Your goal:
Return all of the data exactly as written, without the pictures.

════

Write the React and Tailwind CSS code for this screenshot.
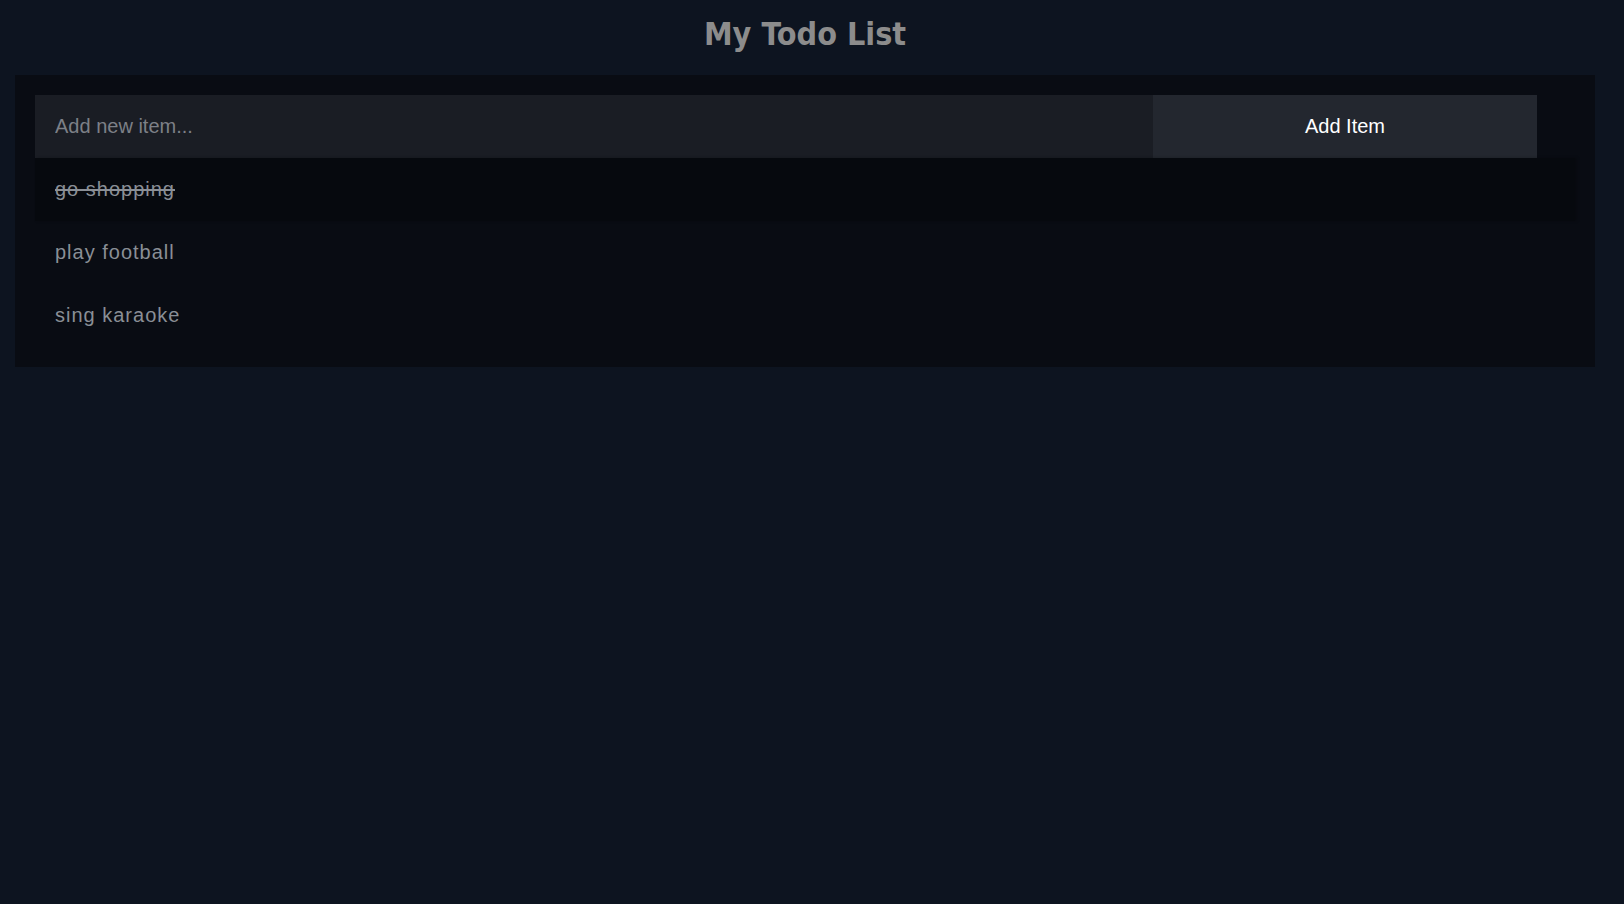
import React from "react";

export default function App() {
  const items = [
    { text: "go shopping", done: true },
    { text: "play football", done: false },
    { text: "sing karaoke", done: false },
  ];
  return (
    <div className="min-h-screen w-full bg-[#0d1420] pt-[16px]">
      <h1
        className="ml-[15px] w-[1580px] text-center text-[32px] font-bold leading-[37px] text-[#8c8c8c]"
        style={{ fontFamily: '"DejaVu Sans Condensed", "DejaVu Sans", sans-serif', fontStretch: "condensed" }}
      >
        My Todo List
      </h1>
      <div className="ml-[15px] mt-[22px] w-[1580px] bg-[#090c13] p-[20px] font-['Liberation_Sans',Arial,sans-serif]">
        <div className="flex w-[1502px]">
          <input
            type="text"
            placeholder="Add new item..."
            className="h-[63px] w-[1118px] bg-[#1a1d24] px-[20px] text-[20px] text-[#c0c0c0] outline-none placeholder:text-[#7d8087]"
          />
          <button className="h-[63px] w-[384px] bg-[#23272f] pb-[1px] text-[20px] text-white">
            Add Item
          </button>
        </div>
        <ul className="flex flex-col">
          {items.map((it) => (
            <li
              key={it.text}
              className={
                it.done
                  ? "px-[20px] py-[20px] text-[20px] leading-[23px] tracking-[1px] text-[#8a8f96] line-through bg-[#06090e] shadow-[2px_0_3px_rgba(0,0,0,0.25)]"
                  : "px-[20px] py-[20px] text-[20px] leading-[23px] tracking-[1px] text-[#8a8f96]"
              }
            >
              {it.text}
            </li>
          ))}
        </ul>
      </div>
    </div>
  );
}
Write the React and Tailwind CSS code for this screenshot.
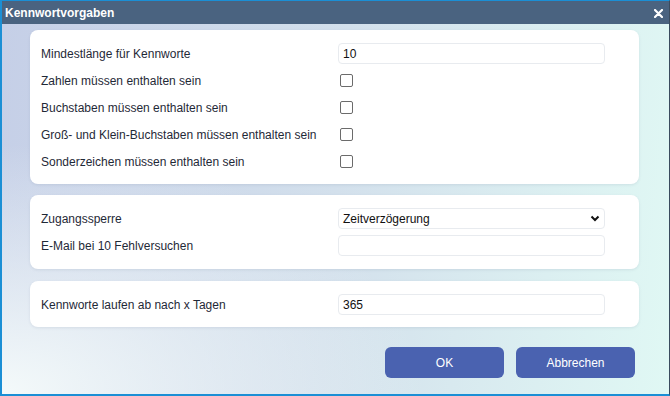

════

Complete response:
Write the React and Tailwind CSS code for this screenshot.
import React from "react";

export default function App() {
  const items = [
    { text: "go shopping", done: true },
    { text: "play football", done: false },
    { text: "sing karaoke", done: false },
  ];
  return (
    <div className="min-h-screen w-full bg-[#0d1420] pt-[16px]">
      <h1
        className="ml-[15px] w-[1580px] text-center text-[32px] font-bold leading-[37px] text-[#8c8c8c]"
        style={{ fontFamily: '"DejaVu Sans Condensed", "DejaVu Sans", sans-serif', fontStretch: "condensed" }}
      >
        My Todo List
      </h1>
      <div className="ml-[15px] mt-[22px] w-[1580px] bg-[#090c13] p-[20px] font-['Liberation_Sans',Arial,sans-serif]">
        <div className="flex w-[1502px]">
          <input
            type="text"
            placeholder="Add new item..."
            className="h-[63px] w-[1118px] bg-[#1a1d24] px-[20px] text-[20px] text-[#c0c0c0] outline-none placeholder:text-[#7d8087]"
          />
          <button className="h-[63px] w-[384px] bg-[#23272f] pb-[1px] text-[20px] text-white">
            Add Item
          </button>
        </div>
        <ul className="flex flex-col">
          {items.map((it) => (
            <li
              key={it.text}
              className={
                it.done
                  ? "px-[20px] py-[20px] text-[20px] leading-[23px] tracking-[1px] text-[#8a8f96] line-through bg-[#06090e] shadow-[2px_0_3px_rgba(0,0,0,0.25)]"
                  : "px-[20px] py-[20px] text-[20px] leading-[23px] tracking-[1px] text-[#8a8f96]"
              }
            >
              {it.text}
            </li>
          ))}
        </ul>
      </div>
    </div>
  );
}
Write the React and Tailwind CSS code for this screenshot.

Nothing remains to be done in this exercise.